**WRITTEN EXERCISE**
Find the lines that hold "with". Report only how many there are.

──────── MATERIALS PROVIDED ────────

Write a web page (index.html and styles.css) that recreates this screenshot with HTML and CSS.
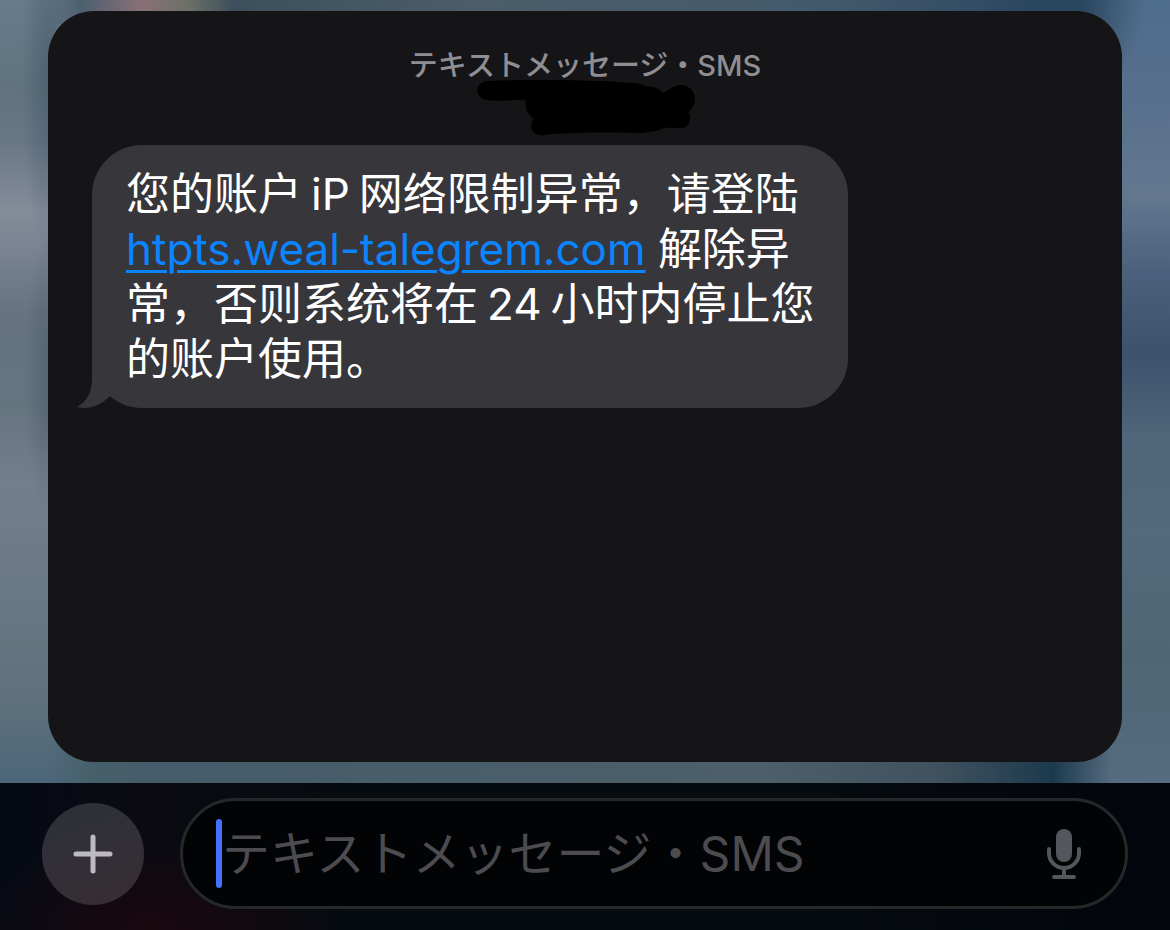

────────
──────── MATERIALS PROVIDED ────────

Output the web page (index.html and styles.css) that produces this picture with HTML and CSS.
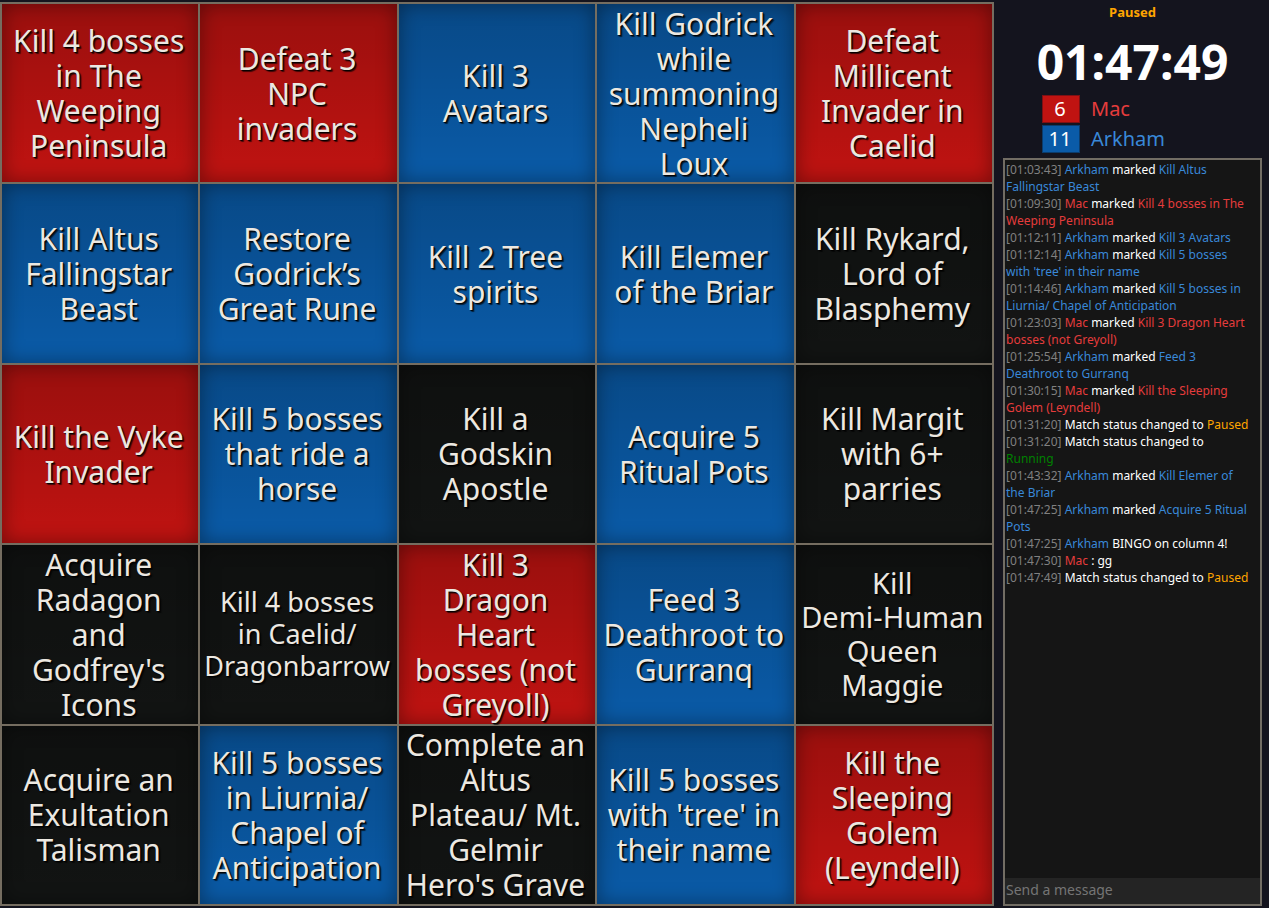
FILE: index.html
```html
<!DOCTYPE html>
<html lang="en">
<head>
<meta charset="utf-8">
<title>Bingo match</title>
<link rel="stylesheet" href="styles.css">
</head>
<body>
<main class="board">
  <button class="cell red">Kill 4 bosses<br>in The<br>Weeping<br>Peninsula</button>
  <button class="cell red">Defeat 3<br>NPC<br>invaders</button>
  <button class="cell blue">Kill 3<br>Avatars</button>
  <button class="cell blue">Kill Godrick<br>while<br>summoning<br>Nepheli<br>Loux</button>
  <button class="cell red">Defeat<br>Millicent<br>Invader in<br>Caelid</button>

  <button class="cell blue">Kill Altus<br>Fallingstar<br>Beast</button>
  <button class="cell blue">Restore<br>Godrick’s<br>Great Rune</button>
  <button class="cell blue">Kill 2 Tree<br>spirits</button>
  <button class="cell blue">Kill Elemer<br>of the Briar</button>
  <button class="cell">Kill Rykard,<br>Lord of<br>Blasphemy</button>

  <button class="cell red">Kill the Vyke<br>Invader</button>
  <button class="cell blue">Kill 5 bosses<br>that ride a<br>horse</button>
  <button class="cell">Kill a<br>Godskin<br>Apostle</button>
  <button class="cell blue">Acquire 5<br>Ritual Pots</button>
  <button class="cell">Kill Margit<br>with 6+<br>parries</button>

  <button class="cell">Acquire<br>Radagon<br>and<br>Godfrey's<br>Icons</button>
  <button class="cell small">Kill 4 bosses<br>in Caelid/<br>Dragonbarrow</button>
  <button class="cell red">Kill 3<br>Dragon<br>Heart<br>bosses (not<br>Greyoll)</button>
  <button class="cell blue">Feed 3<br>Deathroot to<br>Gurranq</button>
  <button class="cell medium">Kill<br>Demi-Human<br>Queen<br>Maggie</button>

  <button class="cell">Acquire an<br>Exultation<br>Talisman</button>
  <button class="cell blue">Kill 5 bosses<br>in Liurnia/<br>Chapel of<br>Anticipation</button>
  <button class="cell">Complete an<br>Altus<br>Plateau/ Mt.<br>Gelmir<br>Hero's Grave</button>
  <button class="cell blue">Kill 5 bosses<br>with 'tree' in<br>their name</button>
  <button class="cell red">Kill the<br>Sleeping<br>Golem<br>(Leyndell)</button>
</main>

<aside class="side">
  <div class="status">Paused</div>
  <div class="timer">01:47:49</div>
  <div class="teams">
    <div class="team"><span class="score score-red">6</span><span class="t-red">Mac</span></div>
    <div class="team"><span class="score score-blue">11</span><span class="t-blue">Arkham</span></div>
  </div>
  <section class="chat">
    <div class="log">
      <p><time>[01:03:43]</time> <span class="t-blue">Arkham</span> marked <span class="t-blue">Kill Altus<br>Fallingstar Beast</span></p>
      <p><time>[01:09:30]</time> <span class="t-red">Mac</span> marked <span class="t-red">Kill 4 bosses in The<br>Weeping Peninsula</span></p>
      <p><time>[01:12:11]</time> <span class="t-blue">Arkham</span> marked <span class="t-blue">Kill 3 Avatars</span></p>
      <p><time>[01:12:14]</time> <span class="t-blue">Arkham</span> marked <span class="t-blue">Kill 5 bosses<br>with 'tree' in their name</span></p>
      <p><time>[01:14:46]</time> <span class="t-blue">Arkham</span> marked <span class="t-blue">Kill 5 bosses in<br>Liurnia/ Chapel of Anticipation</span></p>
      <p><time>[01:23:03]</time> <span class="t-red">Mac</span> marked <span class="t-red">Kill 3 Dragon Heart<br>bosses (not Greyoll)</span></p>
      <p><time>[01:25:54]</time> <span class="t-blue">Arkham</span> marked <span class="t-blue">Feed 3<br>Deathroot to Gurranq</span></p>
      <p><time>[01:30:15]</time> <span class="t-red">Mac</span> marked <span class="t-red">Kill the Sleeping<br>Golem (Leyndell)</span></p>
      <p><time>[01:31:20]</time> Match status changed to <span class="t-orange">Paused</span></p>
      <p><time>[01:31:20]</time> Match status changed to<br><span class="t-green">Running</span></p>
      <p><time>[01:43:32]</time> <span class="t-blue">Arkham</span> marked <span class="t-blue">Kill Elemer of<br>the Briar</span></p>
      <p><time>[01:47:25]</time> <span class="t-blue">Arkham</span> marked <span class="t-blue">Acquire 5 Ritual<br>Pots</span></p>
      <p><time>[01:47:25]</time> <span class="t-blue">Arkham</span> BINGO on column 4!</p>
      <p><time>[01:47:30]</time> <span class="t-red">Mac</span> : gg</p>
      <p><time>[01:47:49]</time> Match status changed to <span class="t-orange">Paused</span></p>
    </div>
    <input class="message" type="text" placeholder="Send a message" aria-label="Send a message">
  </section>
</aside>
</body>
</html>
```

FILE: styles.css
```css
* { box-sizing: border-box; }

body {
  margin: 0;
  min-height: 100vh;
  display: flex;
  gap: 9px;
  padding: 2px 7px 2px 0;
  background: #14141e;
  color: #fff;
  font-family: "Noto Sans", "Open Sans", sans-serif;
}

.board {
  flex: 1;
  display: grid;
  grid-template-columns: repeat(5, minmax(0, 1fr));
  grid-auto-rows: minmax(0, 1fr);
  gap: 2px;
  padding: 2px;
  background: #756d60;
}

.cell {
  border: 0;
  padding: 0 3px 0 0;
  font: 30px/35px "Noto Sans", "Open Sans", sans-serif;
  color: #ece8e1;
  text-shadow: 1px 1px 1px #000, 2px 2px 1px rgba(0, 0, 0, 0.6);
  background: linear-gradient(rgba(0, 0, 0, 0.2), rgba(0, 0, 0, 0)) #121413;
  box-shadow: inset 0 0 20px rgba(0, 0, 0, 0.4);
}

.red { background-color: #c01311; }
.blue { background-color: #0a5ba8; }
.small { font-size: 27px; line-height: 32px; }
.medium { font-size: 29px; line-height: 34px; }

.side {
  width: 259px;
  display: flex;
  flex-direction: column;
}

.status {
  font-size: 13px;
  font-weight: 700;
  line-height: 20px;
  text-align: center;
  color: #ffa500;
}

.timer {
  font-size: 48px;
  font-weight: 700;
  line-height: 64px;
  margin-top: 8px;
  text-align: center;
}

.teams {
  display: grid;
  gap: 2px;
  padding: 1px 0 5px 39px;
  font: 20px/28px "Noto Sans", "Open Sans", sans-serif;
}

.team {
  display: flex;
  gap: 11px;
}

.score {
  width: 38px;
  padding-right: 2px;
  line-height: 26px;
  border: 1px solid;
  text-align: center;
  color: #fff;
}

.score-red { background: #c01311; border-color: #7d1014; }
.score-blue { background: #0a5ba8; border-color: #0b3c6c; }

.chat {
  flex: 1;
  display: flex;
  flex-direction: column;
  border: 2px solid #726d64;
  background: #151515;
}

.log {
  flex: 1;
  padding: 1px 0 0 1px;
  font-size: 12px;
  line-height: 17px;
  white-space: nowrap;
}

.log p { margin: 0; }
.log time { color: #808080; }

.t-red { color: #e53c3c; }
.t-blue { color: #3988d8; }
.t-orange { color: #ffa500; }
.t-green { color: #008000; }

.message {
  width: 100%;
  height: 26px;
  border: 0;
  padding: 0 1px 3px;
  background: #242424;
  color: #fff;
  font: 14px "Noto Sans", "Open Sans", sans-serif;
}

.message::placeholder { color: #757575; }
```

────────

**THE ANSWER**
5